● Pages as source code:
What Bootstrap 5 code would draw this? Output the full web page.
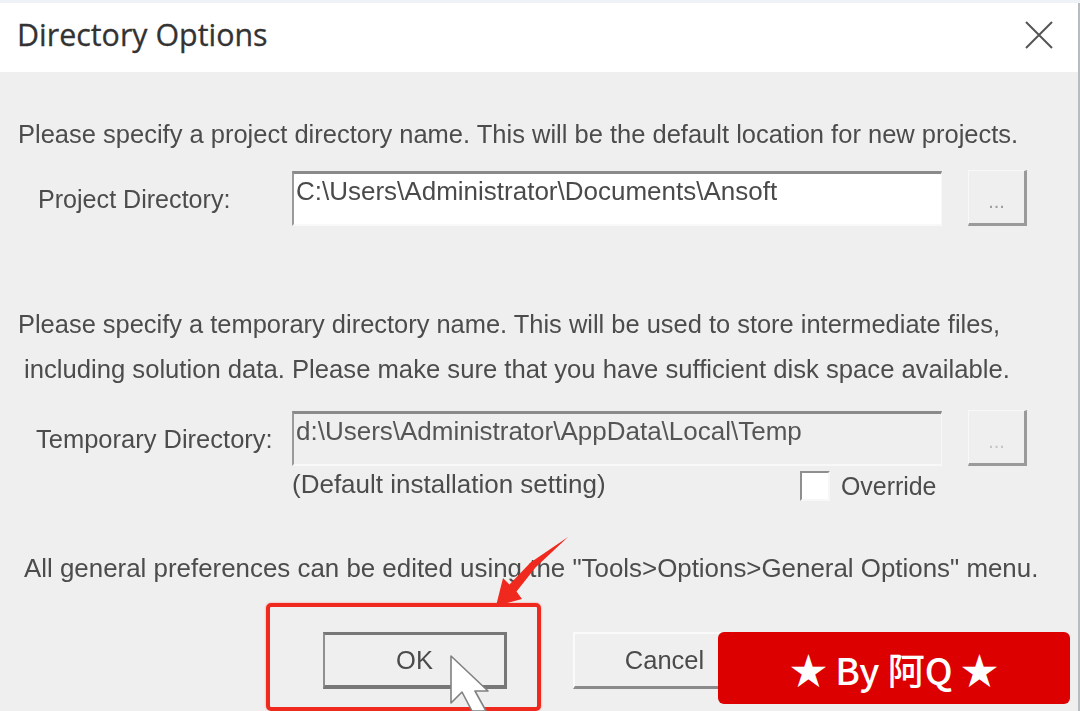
<!DOCTYPE html>
<html lang="en">
<head>
<meta charset="utf-8">
<title>Directory Options</title>
<link rel="stylesheet" href="https://cdn.jsdelivr.net/npm/bootstrap@5.3.0/dist/css/bootstrap.min.css">
<style>
html,body{width:1080px;height:711px;overflow:hidden;margin:0;background:#eff3f8}
body{padding-top:3px;font-family:"Liberation Sans",Arial,sans-serif;color:#4c4c4c}
.dlg-frame{position:relative;height:708px;background:#efefef;border-right:2px solid #b9bcbf;overflow:hidden}
.dlg-blur{filter:blur(.6px)}
.dlg-title{height:69px;background:#fff;padding:0 25px 5px 17px}
.dlg-title h1{font:400 30.4px/1 "Open Sans",sans-serif;color:#333;margin:0;-webkit-text-stroke:.3px #333}
.dlg-body{padding-top:40px;font-size:24.9px}
.line{height:45px;white-space:nowrap}
.ps{padding-left:18px}.ps2{padding-left:24px}
.f1{font-size:25.5px}.f2{font-size:25.45px}.f3{font-size:25.65px}.f4{font-size:25.9px}
.lbl{width:292px;white-space:nowrap;padding-top:3px}
.lbl1{padding-left:38px;font-size:25.1px}.lbl2{padding-left:36px;font-size:25.5px}
.path-in{width:650px;height:55px;border:0;border-top:3px solid #8a8a8a;border-left:2px solid #9a9a9a;border-right:1px solid #f8f8f8;border-bottom:2px solid #f8f8f8;border-radius:0;background:#fff;color:#4a4a4a;font-size:26px;padding:0 0 15px 2px;box-shadow:none}
.path-in[readonly]{background:#fff}
.path-off.path-in[readonly]{background:#efefef;color:#555}
.dots{width:59px;height:56px;margin-left:26px;border:0;border-top:1px solid #f8f8f8;border-left:1px solid #f8f8f8;border-right:3px solid #9a9a9a;border-bottom:3px solid #9a9a9a;border-radius:0;background:#efefef;color:#9b9b9b;font-size:20px;padding:8px 0 0;line-height:1}
.dots-off{color:#c4c4c4}
.gap1{margin-top:13px}.gap2{margin-top:76px}.gap3{margin-top:18px}.gap4{height:32px;margin-top:4px}.gap5{margin-top:44px}.gap6{margin-top:41px}
.note{margin-left:292px;width:508px;position:relative;top:-2px;font-size:26px}
.ck{width:30px;height:30px;background:#fff;border:0;border-top:2px solid #8f8f8f;border-left:2px solid #8f8f8f;border-right:2px solid #f7f7f7;border-bottom:2px solid #f7f7f7}
.ck-l{margin-left:11px;padding-top:2px}
.bar{padding-left:323px}
.act{width:184px;height:57px;border-radius:0;background:#efefef;color:#4b4b4b;font-size:25.5px;padding:0;border:0}
.act-ok{border-top:3px solid #777;border-left:2px solid #8f8f8f;border-right:3px solid #777;border-bottom:4px solid #777;margin-right:66px}
.act-no{width:184px;border-top:2px solid #fafafa;border-left:2px solid #fafafa;border-right:3px solid #8a8a8a;border-bottom:3px solid #8a8a8a}
.hl{position:absolute;left:266px;top:600px;width:275px;height:108px;border:4px solid #f0291e;border-radius:5px;box-shadow:0 0 2px rgba(240,41,30,.55)}
.ov{position:absolute;left:0;top:0}
.stamp{position:absolute;left:718px;top:629px;width:352px;height:72px;border-radius:6px;background:#dc0000;color:#fff;font:500 37px/1 "Noto Sans CJK SC","Liberation Sans",sans-serif;white-space:nowrap;padding-top:2px}
</style>
</head>
<body>
<div class="dlg-frame">
  <div class="dlg-blur">
    <header class="dlg-title d-flex align-items-center justify-content-between">
      <h1>Directory Options</h1>
      <svg width="28" height="28" viewBox="0 0 28 28" aria-label="Close"><path d="M1 1 27 27M27 1 1 27" fill="none" stroke="#555" stroke-width="2"/></svg>
    </header>
    <main class="dlg-body">
      <div class="line ps f1 d-flex align-items-center">Please specify a project directory name. This will be the default location for new projects.</div>
      <div class="d-flex align-items-center gap1">
        <div class="lbl lbl1">Project Directory:</div>
        <input class="form-control path-in" type="text" readonly value="C:\Users\Administrator\Documents\Ansoft">
        <button class="btn dots" type="button">...</button>
      </div>
      <div class="line ps f2 d-flex align-items-center gap2">Please specify a temporary directory name. This will be used to store intermediate files,</div>
      <div class="line ps2 f3 d-flex align-items-center">including solution data. Please make sure that you have sufficient disk space available.</div>
      <div class="d-flex align-items-center gap3">
        <div class="lbl lbl2">Temporary Directory:</div>
        <input class="form-control path-in path-off" type="text" readonly value="d:\Users\Administrator\AppData\Local\Temp">
        <button class="btn dots dots-off" type="button">...</button>
      </div>
      <div class="d-flex align-items-center gap4">
        <div class="note">(Default installation setting)</div>
        <div class="ck"></div>
        <div class="ck-l">Override</div>
      </div>
      <div class="line ps2 f4 d-flex align-items-center gap5">All general preferences can be edited using the "Tools&gt;Options&gt;General Options" menu.</div>
      <div class="bar d-flex gap6">
        <button class="btn act act-ok" type="button">OK</button>
        <button class="btn act act-no" type="button">Cancel</button>
      </div>
    </main>
  </div>
  <div class="hl"></div>
  <svg class="ov" width="1080" height="708" viewBox="0 3 1080 708" aria-hidden="true">
    <path d="M568 537 530.5 562.5 509.5 584.5 503 578 496 606 522 599 516.5 591.5 535.5 567.5Z" fill="#f0291e"/>
    <path d="M451 656V703L462 692 472 711H486L475 691H488Z" fill="#fff" stroke="#808080" stroke-width="1.6" stroke-linejoin="round"/>
  </svg>
  <div class="stamp d-flex align-items-center justify-content-center">★ By 阿Q ★</div>
</div>
</body>
</html>
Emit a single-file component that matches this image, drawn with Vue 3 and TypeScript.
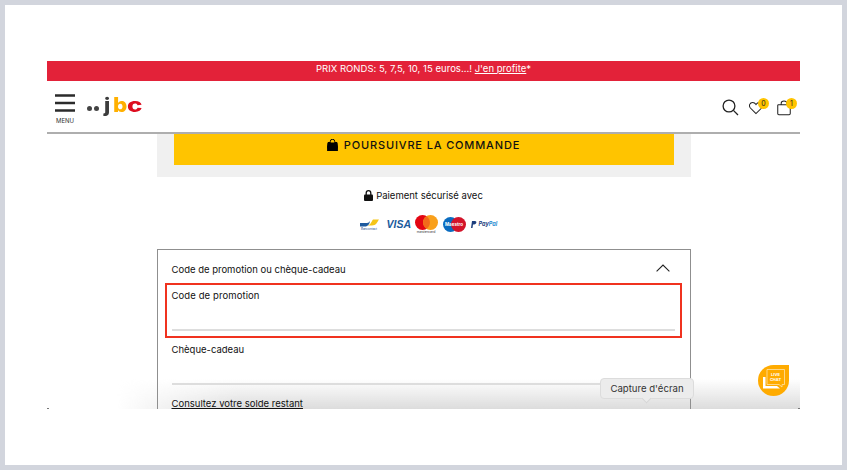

● YOUR TASK:
Set the listing down in full and exactly. Pictures within it should not appear in the copy.

● TASK OUTPUT:
What Bootstrap 5 code would draw this? Output the full web page.
<!DOCTYPE html>
<html lang="en">
<head>
<meta charset="utf-8">
<title>Directory Options</title>
<link rel="stylesheet" href="https://cdn.jsdelivr.net/npm/bootstrap@5.3.0/dist/css/bootstrap.min.css">
<style>
html,body{width:1080px;height:711px;overflow:hidden;margin:0;background:#eff3f8}
body{padding-top:3px;font-family:"Liberation Sans",Arial,sans-serif;color:#4c4c4c}
.dlg-frame{position:relative;height:708px;background:#efefef;border-right:2px solid #b9bcbf;overflow:hidden}
.dlg-blur{filter:blur(.6px)}
.dlg-title{height:69px;background:#fff;padding:0 25px 5px 17px}
.dlg-title h1{font:400 30.4px/1 "Open Sans",sans-serif;color:#333;margin:0;-webkit-text-stroke:.3px #333}
.dlg-body{padding-top:40px;font-size:24.9px}
.line{height:45px;white-space:nowrap}
.ps{padding-left:18px}.ps2{padding-left:24px}
.f1{font-size:25.5px}.f2{font-size:25.45px}.f3{font-size:25.65px}.f4{font-size:25.9px}
.lbl{width:292px;white-space:nowrap;padding-top:3px}
.lbl1{padding-left:38px;font-size:25.1px}.lbl2{padding-left:36px;font-size:25.5px}
.path-in{width:650px;height:55px;border:0;border-top:3px solid #8a8a8a;border-left:2px solid #9a9a9a;border-right:1px solid #f8f8f8;border-bottom:2px solid #f8f8f8;border-radius:0;background:#fff;color:#4a4a4a;font-size:26px;padding:0 0 15px 2px;box-shadow:none}
.path-in[readonly]{background:#fff}
.path-off.path-in[readonly]{background:#efefef;color:#555}
.dots{width:59px;height:56px;margin-left:26px;border:0;border-top:1px solid #f8f8f8;border-left:1px solid #f8f8f8;border-right:3px solid #9a9a9a;border-bottom:3px solid #9a9a9a;border-radius:0;background:#efefef;color:#9b9b9b;font-size:20px;padding:8px 0 0;line-height:1}
.dots-off{color:#c4c4c4}
.gap1{margin-top:13px}.gap2{margin-top:76px}.gap3{margin-top:18px}.gap4{height:32px;margin-top:4px}.gap5{margin-top:44px}.gap6{margin-top:41px}
.note{margin-left:292px;width:508px;position:relative;top:-2px;font-size:26px}
.ck{width:30px;height:30px;background:#fff;border:0;border-top:2px solid #8f8f8f;border-left:2px solid #8f8f8f;border-right:2px solid #f7f7f7;border-bottom:2px solid #f7f7f7}
.ck-l{margin-left:11px;padding-top:2px}
.bar{padding-left:323px}
.act{width:184px;height:57px;border-radius:0;background:#efefef;color:#4b4b4b;font-size:25.5px;padding:0;border:0}
.act-ok{border-top:3px solid #777;border-left:2px solid #8f8f8f;border-right:3px solid #777;border-bottom:4px solid #777;margin-right:66px}
.act-no{width:184px;border-top:2px solid #fafafa;border-left:2px solid #fafafa;border-right:3px solid #8a8a8a;border-bottom:3px solid #8a8a8a}
.hl{position:absolute;left:266px;top:600px;width:275px;height:108px;border:4px solid #f0291e;border-radius:5px;box-shadow:0 0 2px rgba(240,41,30,.55)}
.ov{position:absolute;left:0;top:0}
.stamp{position:absolute;left:718px;top:629px;width:352px;height:72px;border-radius:6px;background:#dc0000;color:#fff;font:500 37px/1 "Noto Sans CJK SC","Liberation Sans",sans-serif;white-space:nowrap;padding-top:2px}
</style>
</head>
<body>
<div class="dlg-frame">
  <div class="dlg-blur">
    <header class="dlg-title d-flex align-items-center justify-content-between">
      <h1>Directory Options</h1>
      <svg width="28" height="28" viewBox="0 0 28 28" aria-label="Close"><path d="M1 1 27 27M27 1 1 27" fill="none" stroke="#555" stroke-width="2"/></svg>
    </header>
    <main class="dlg-body">
      <div class="line ps f1 d-flex align-items-center">Please specify a project directory name. This will be the default location for new projects.</div>
      <div class="d-flex align-items-center gap1">
        <div class="lbl lbl1">Project Directory:</div>
        <input class="form-control path-in" type="text" readonly value="C:\Users\Administrator\Documents\Ansoft">
        <button class="btn dots" type="button">...</button>
      </div>
      <div class="line ps f2 d-flex align-items-center gap2">Please specify a temporary directory name. This will be used to store intermediate files,</div>
      <div class="line ps2 f3 d-flex align-items-center">including solution data. Please make sure that you have sufficient disk space available.</div>
      <div class="d-flex align-items-center gap3">
        <div class="lbl lbl2">Temporary Directory:</div>
        <input class="form-control path-in path-off" type="text" readonly value="d:\Users\Administrator\AppData\Local\Temp">
        <button class="btn dots dots-off" type="button">...</button>
      </div>
      <div class="d-flex align-items-center gap4">
        <div class="note">(Default installation setting)</div>
        <div class="ck"></div>
        <div class="ck-l">Override</div>
      </div>
      <div class="line ps2 f4 d-flex align-items-center gap5">All general preferences can be edited using the "Tools&gt;Options&gt;General Options" menu.</div>
      <div class="bar d-flex gap6">
        <button class="btn act act-ok" type="button">OK</button>
        <button class="btn act act-no" type="button">Cancel</button>
      </div>
    </main>
  </div>
  <div class="hl"></div>
  <svg class="ov" width="1080" height="708" viewBox="0 3 1080 708" aria-hidden="true">
    <path d="M568 537 530.5 562.5 509.5 584.5 503 578 496 606 522 599 516.5 591.5 535.5 567.5Z" fill="#f0291e"/>
    <path d="M451 656V703L462 692 472 711H486L475 691H488Z" fill="#fff" stroke="#808080" stroke-width="1.6" stroke-linejoin="round"/>
  </svg>
  <div class="stamp d-flex align-items-center justify-content-center">★ By 阿Q ★</div>
</div>
</body>
</html>
Emit a single-file component that matches this image, drawn with Vue 3 and TypeScript.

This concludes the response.